With registration drive virtual this spring, Brian Tevlin ’22 reflects on 2019 bone marrow donation
With the Mandi Schwartz Marrow Donor Registration Drive virtual, tables of students ready to sign up potential donors are absent from Cross Campus this spring, but men’s lacrosse captain Brian Tevlin ’22 looked back on his 2019 match with the News.
Courtesy of Yale Athletics
As classes wind down for reading week and students begin to enjoy the May weather, the only things missing from Cross Campus are tables of students ready to register as potentially life-saving bone marrow donors.
After getting involved during high school with Be The Match, an organization operated by the National Marrow Donor Program, or NMDP, men’s lacrosse captain Brian Tevlin ’22 not only helped run registration stations his junior year of high school, but was able to donate his own marrow as a sophomore at Yale. That spring, the donation made him to miss two games, and as the coronavirus forces him and his teammates to miss the 2021 season, he reflected on his experience of donating bone marrow with the News.
“We are put on this earth to give back and lend a helping hand to those in need,” Tevlin said. “I’m grateful that I was given the opportunity to help someone and that my bone marrow matched with someone who needed help.”
Tevlin was inspired to join the Be the Match registry by one of his best friends in high school, whose mother’s life was saved through a donation after she had been previously told that she had no matches in the database. He joined his friends in recruiting their fellow students to register, swabbing the insides of their cheeks to enter the database.
Tevlin explained to the News that he was notified about his match, a man in his 50s from North America, as a sophomore at Yale.

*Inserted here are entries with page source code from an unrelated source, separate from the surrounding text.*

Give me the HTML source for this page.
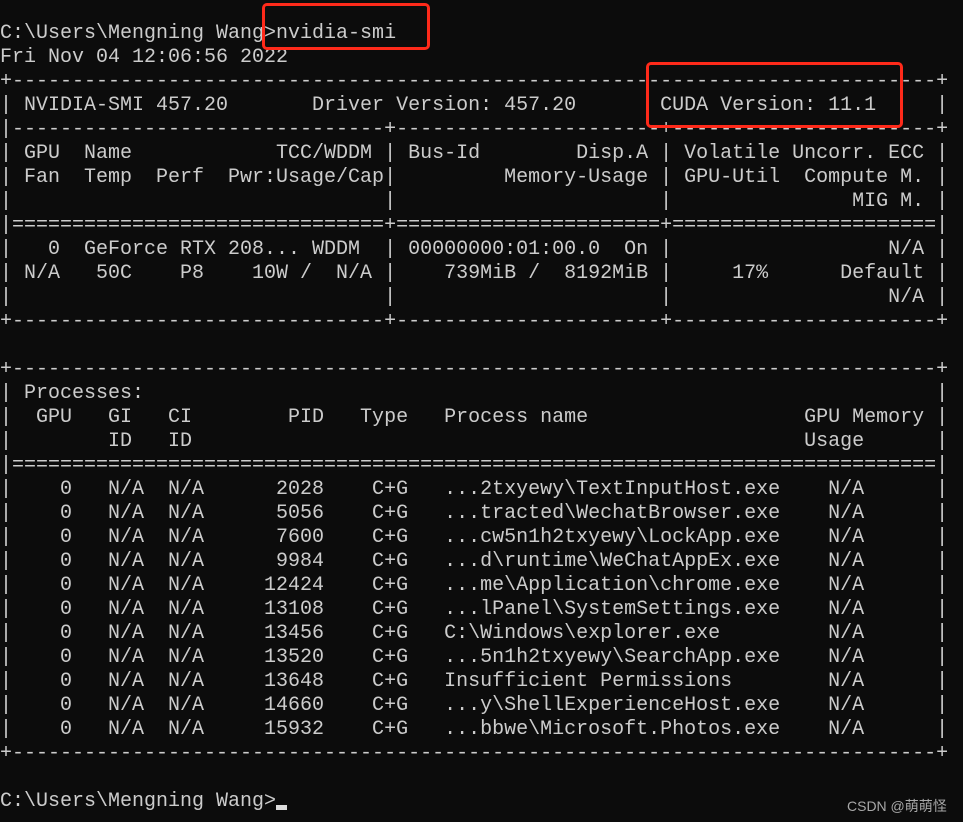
<!DOCTYPE html>
<html><head><meta charset="utf-8"><style>
html,body{margin:0;padding:0;background:#0c0c0c;width:963px;height:822px;overflow:hidden;}
pre{margin:0;position:absolute;left:0;top:22px;font-family:"Liberation Mono",monospace;font-size:20px;line-height:24px;color:#cccccc;}
.box{position:absolute;border:3px solid #ff2a1a;border-radius:5px;box-sizing:border-box;}
.cur{display:inline-block;width:11px;height:5px;background:#ddd;vertical-align:-4px;}
.wm{position:absolute;left:847px;top:796px;font-family:"Liberation Sans","Noto Sans CJK SC",sans-serif;font-size:14px;color:#a8a8a8;}
</style></head><body>
<pre>C:\Users\Mengning Wang&gt;nvidia-smi
Fri Nov 04 12:06:56 2022
+-----------------------------------------------------------------------------+
| NVIDIA-SMI 457.20       Driver Version: 457.20       CUDA Version: 11.1     |
|-------------------------------+----------------------+----------------------+
| GPU  Name            TCC/WDDM | Bus-Id        Disp.A | Volatile Uncorr. ECC |
| Fan  Temp  Perf  Pwr:Usage/Cap|         Memory-Usage | GPU-Util  Compute M. |
|                               |                      |               MIG M. |
|===============================+======================+======================|
|   0  GeForce RTX 208... WDDM  | 00000000:01:00.0  On |                  N/A |
| N/A   50C    P8    10W /  N/A |    739MiB /  8192MiB |     17%      Default |
|                               |                      |                  N/A |
+-------------------------------+----------------------+----------------------+

+-----------------------------------------------------------------------------+
| Processes:                                                                  |
|  GPU   GI   CI        PID   Type   Process name                  GPU Memory |
|        ID   ID                                                   Usage      |
|=============================================================================|
|    0   N/A  N/A      2028    C+G   ...2txyewy\TextInputHost.exe    N/A      |
|    0   N/A  N/A      5056    C+G   ...tracted\WechatBrowser.exe    N/A      |
|    0   N/A  N/A      7600    C+G   ...cw5n1h2txyewy\LockApp.exe    N/A      |
|    0   N/A  N/A      9984    C+G   ...d\runtime\WeChatAppEx.exe    N/A      |
|    0   N/A  N/A     12424    C+G   ...me\Application\chrome.exe    N/A      |
|    0   N/A  N/A     13108    C+G   ...lPanel\SystemSettings.exe    N/A      |
|    0   N/A  N/A     13456    C+G   C:\Windows\explorer.exe         N/A      |
|    0   N/A  N/A     13520    C+G   ...5n1h2txyewy\SearchApp.exe    N/A      |
|    0   N/A  N/A     13648    C+G   Insufficient Permissions        N/A      |
|    0   N/A  N/A     14660    C+G   ...y\ShellExperienceHost.exe    N/A      |
|    0   N/A  N/A     15932    C+G   ...bbwe\Microsoft.Photos.exe    N/A      |
+-----------------------------------------------------------------------------+

C:\Users\Mengning Wang&gt;<span class="cur"></span></pre>
<div class="box" style="left:262px;top:3px;width:168px;height:47px;"></div>
<div class="box" style="left:646px;top:62px;width:257px;height:66px;"></div>
<div class="wm">CSDN @萌萌怪</div>
</body></html>
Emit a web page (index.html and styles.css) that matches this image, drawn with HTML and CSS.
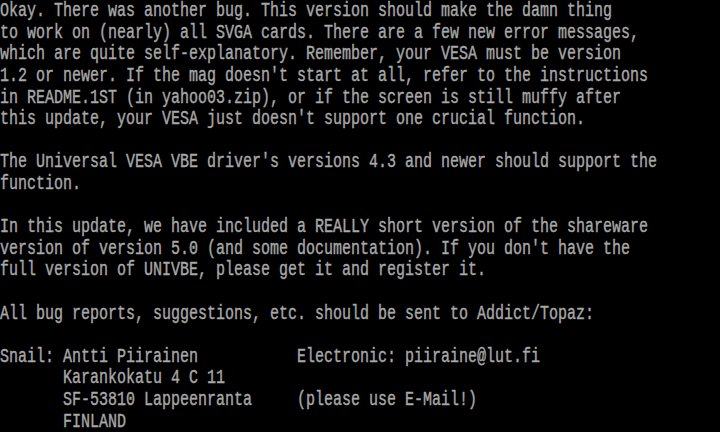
FILE: index.html
```html
<!DOCTYPE html>
<html lang="en">
<head>
<meta charset="UTF-8">
<title>readme</title>
<link rel="stylesheet" href="styles.css">
</head>
<body>
<pre class="screen">Okay. There was another bug. This version should make the damn thing
to work on (nearly) all SVGA cards. There are a few new error messages,
which are quite self-explanatory. Remember, your VESA must be version
1.2 or newer. If the mag doesn't start at all, refer to the instructions
in README.1ST (in yahoo03.zip), or if the screen is still muffy after
this update, your VESA just doesn't support one crucial function.

The Universal VESA VBE driver's versions 4.3 and newer should support the
function.

In this update, we have included a REALLY short version of the shareware
version of version 5.0 (and some documentation). If you don't have the
full version of UNIVBE, please get it and register it.

All bug reports, suggestions, etc. should be sent to Addict/Topaz:

Snail: Antti Piirainen           Electronic: piiraine@lut.fi
       Karankokatu 4 C 11
       SF-53810 Lappeenranta     (please use E-Mail!)
       FINLAND</pre>
</body>
</html>
```

FILE: styles.css
```css
* {
  margin: 0;
  padding: 0;
  box-sizing: border-box;
}

html, body {
  width: 720px;
  height: 432px;
  overflow: hidden;
  background: #000;
}

.screen {
  padding-top: 1px;
  font-family: "Liberation Mono", monospace;
  font-size: 15px;
  line-height: 16px;
  color: #a8a8a8;
  -webkit-text-stroke: 0.3px #a8a8a8;
  transform: scaleY(1.35);
  transform-origin: 0 0;
}
```
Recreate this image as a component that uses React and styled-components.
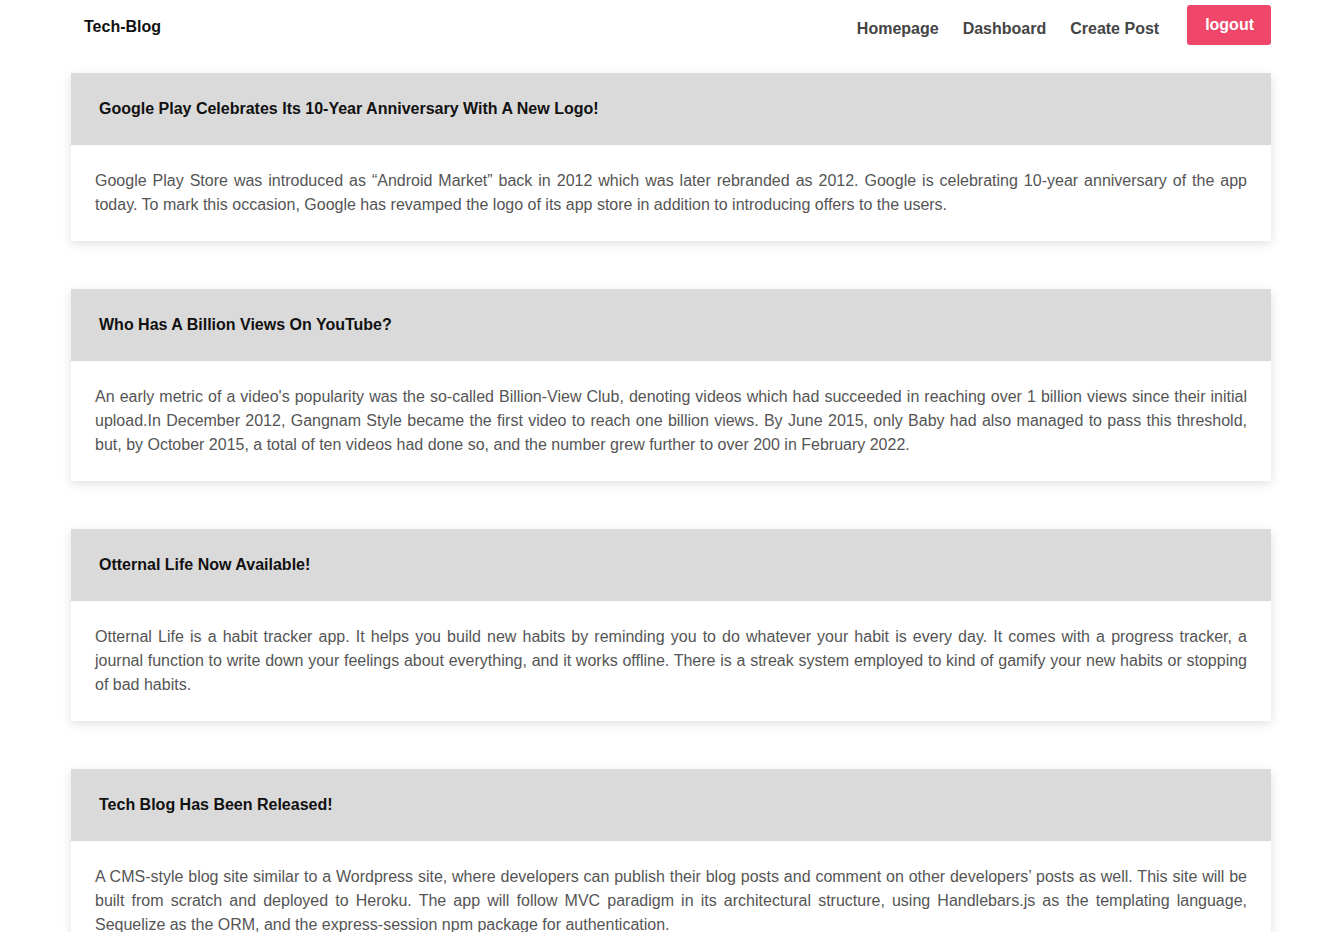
import styled, { createGlobalStyle } from 'styled-components';

const GlobalStyle = createGlobalStyle`
  body {
    margin: 0;
    font-family: "Liberation Sans", Arial, sans-serif;
    background: #fff;
  }
`;

const posts = [
  {
    id: 1,
    title: 'Google Play Celebrates Its 10-Year Anniversary With A New Logo!',
    body: 'Google Play Store was introduced as \u201cAndroid Market\u201d back in 2012 which was later rebranded as 2012. Google is celebrating 10-year anniversary of the app today. To mark this occasion, Google has revamped the logo of its app store in addition to introducing offers to the users.',
  },
  {
    id: 2,
    title: 'Who Has A Billion Views On YouTube?',
    body: "An early metric of a video's popularity was the so-called Billion-View Club, denoting videos which had succeeded in reaching over 1 billion views since their initial upload.In December 2012, Gangnam Style became the first video to reach one billion views. By June 2015, only Baby had also managed to pass this threshold, but, by October 2015, a total of ten videos had done so, and the number grew further to over 200 in February 2022.",
  },
  {
    id: 3,
    title: 'Otternal Life Now Available!',
    body: 'Otternal Life is a habit tracker app. It helps you build new habits by reminding you to do whatever your habit is every day. It comes with a progress tracker, a journal function to write down your feelings about everything, and it works offline. There is a streak system employed to kind of gamify your new habits or stopping of bad habits.',
  },
  {
    id: 4,
    title: 'Tech Blog Has Been Released!',
    body: 'A CMS-style blog site similar to a Wordpress site, where developers can publish their blog posts and comment on other developers\u2019 posts as well. This site will be built from scratch and deployed to Heroku. The app will follow MVC paradigm in its architectural structure, using Handlebars.js as the templating language, Sequelize as the ORM, and the express-session npm package for authentication.',
  },
];

const App = () => {
  return (
    <>
      <GlobalStyle />
      <Nav>
        <Brand>Tech-Blog</Brand>
        <Links>
          <NavLink href="#">Homepage</NavLink>
          <NavLink href="#">Dashboard</NavLink>
          <NavLink href="#">Create Post</NavLink>
          <Logout>logout</Logout>
        </Links>
      </Nav>
      <Main>
        {posts.map((post) => (
          <Card key={post.id}>
            <CardHeader>{post.title}</CardHeader>
            <CardBody>{post.body}</CardBody>
          </Card>
        ))}
      </Main>
    </>
  );
};

const Nav = styled.header`
  display: flex;
  align-items: center;
  justify-content: space-between;
  height: 52px;
  padding: 0 49px 0 84px;
`;

const Brand = styled.div`
  font-size: 16px;
  font-weight: 700;
  color: #111;
  margin-top: 1px;
`;

const Links = styled.nav`
  display: flex;
  align-items: center;
  gap: 24px;
`;

const NavLink = styled.a`
  font-size: 16px;
  font-weight: 700;
  color: #444;
  text-decoration: none;
  margin-top: 6px;
`;

const Logout = styled.button`
  margin-left: 4px;
  height: 40px;
  padding: 0 17px 0 18px;
  border: none;
  border-radius: 3px;
  background: #f0466a;
  color: #fff;
  font-family: inherit;
  font-size: 16px;
  font-weight: 700;
  margin-top: -2px;
`;

const Main = styled.main`
  display: flex;
  flex-direction: column;
  gap: 48px;
  padding: 21px 49px 48px 71px;
`;

const Card = styled.article`
  background: #fff;
  box-shadow: 0 3px 10px rgba(0, 0, 0, 0.12);
`;

const CardHeader = styled.h2`
  margin: 0;
  height: 72px;
  display: flex;
  align-items: center;
  padding: 0 28px;
  background: #dadada;
  font-size: 16px;
  font-weight: 700;
  color: #111;
`;

const CardBody = styled.p`
  margin: 0;
  padding: 24px;
  font-size: 16px;
  line-height: 24px;
  color: #555;
  text-align: justify;
`;

export default App;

He was then asked to have surgery, rather than give through a plasma donation, which Tevlin said was at first “intimidating,” but he reminded himself that “it could very well be [his] dad in this position.”
“After donating blood and having blood drawn for testing on several different occasions leading up to the surgery, everything checked out and I was scheduled to go in,” Tevlin said. “It was a little bit of a process, but keeping in mind why I was doing it made everything that I was asked to do seem trivial compared to what the recipient was going through.”
Following the surgery, Tevlin described being “incredibly sore and stiff” for about two to three weeks, which limited his range of motion and made it difficult to return to play on the men’s lacrosse team, which was in the middle of its season.
Tevlin said that he attempted to come back as early as he could to play, which caused his injury to linger longer, but that training staff, such as Yale’s Head Athletic Trainer Jay Cordone, “did an incredible job” in helping him return appropriately and safely.
“I am also grateful that [men’s lacrosse head] coach [Andy] Shay and the team were so understanding,” Tevlin said. “Not once was I discouraged from doing this despite the fact that I would miss meaningful minutes of our season.”
At the time, Shay, who had witnessed Tevlin support the Bulldogs in taking home a national championship as a first year the previous spring, noted that it was “impressive that he came back as fast as he did.”
“My initial reaction was it’s a no brainer, I think you have to do it,” Shay said in a 2019 interview with NBC Connecticut.
Be the Match manages the largest and most diverse marrow registry in the world and works to save lives through pairing marrow donors and patients to facilitate transplants. Within a year of the organization’s first transplant in 1987, over 10,000 people had registered to donate.
While Tevlin continues to support Be The Match and encourage others to sign up, he is not directly involved with the Mandi Schwartz Marrow Donor Registration Drive at Yale.
“It doesn’t take much to join the registry and it could give someone a second chance at life,” Tevlin said. “I am always here to speak to others about my experience and why it is so important to join.”
As part of the nationwide “Get in the Game. Save a Life.” campaign, Yale has partnered with Be The Match to hold a drive in memory of former Yale women’s ice hockey player Mandi Schwartz ’10, who passed away in 2011 from leukemia at the age of 23 after no matching adult donor was found. The drive is virtual this year to eliminate the need for donors to come to Cross Campus to register.
Yale’s Assistant Director of Strategic Communications and Board Member of The Mandi Schwartz Foundation Sam Rubin ’95 said that the department has hosted marrow donor registration drives since 2009.
“To date we have added more than 7,500 people to the Be The Match Registry and saved at least 74 lives through marrow donations in her memory,” Rubin wrote in an email to the News. “Keeping her legacy alive in this way is a great testament to the impact she has had on so many people.”
Because nearly 70 percent of patients do not have a fully matched donor in their family, a greater pool of donors in the Be The Match registry is essential to saving lives. As of May 2020, 106,000 potential donors nationwide have swabbed their cheeks and entered the registry.
The “Get in the Game. Save a Life.” program has led to 621 life-saving transplants as of last May.